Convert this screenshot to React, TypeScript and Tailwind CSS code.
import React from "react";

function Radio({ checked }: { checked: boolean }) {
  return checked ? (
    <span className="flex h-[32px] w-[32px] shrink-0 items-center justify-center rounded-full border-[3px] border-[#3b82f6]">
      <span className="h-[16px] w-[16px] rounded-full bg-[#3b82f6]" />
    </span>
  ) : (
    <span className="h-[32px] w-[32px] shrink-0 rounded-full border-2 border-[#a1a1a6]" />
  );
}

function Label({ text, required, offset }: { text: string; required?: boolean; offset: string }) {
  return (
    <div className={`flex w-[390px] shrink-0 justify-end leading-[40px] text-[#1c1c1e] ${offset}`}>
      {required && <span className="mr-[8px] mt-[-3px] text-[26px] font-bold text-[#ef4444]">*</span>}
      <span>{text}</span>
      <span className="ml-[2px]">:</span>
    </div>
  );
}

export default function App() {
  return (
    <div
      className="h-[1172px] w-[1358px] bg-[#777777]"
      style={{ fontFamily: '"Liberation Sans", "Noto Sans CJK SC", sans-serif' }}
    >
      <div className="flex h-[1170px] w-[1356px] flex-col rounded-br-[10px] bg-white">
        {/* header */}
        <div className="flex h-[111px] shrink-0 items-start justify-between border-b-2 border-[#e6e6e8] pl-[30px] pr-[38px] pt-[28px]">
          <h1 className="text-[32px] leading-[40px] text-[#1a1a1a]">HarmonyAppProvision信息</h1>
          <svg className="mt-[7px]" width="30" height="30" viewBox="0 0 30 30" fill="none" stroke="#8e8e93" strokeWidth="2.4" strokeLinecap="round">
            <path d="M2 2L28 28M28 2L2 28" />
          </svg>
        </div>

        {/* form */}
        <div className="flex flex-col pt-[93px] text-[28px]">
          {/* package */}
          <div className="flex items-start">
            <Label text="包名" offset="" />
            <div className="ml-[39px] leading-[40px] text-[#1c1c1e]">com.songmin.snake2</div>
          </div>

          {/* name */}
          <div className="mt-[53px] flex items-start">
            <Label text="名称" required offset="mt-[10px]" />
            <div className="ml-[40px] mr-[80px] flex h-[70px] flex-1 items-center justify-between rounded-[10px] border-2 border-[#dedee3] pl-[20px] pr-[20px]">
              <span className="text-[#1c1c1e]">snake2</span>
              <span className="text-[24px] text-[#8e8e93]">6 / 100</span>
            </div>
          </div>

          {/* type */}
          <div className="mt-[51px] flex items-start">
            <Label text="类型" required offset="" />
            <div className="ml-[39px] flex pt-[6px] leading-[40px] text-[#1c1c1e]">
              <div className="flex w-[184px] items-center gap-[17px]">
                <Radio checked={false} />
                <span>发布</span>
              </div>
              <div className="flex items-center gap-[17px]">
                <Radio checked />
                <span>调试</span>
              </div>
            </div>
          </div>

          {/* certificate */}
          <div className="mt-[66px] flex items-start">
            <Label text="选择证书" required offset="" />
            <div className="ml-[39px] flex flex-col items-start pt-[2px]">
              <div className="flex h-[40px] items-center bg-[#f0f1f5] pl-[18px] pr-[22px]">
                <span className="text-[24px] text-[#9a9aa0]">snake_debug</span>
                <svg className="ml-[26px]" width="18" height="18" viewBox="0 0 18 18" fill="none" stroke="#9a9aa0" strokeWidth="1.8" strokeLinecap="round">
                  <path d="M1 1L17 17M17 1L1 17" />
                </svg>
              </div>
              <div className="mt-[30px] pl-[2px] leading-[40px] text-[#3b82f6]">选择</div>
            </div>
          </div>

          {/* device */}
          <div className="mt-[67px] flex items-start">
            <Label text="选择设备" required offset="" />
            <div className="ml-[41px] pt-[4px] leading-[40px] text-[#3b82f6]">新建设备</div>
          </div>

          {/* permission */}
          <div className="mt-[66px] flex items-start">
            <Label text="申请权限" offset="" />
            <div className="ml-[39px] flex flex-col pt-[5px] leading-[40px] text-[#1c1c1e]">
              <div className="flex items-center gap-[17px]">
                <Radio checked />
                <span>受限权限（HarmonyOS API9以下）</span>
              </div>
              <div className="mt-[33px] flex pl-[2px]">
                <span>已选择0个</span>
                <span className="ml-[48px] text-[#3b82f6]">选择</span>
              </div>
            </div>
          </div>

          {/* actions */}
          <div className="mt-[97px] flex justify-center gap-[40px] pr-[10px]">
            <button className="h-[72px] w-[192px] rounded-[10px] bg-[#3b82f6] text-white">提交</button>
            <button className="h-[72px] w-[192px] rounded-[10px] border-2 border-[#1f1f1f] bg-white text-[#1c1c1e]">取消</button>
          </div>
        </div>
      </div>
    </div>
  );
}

- _Set exercise_
Locate all lines in the listing above with the word "React" and copy them.

- _Full solution_
Convert this screenshot to React, TypeScript and Tailwind CSS code.
import React from "react";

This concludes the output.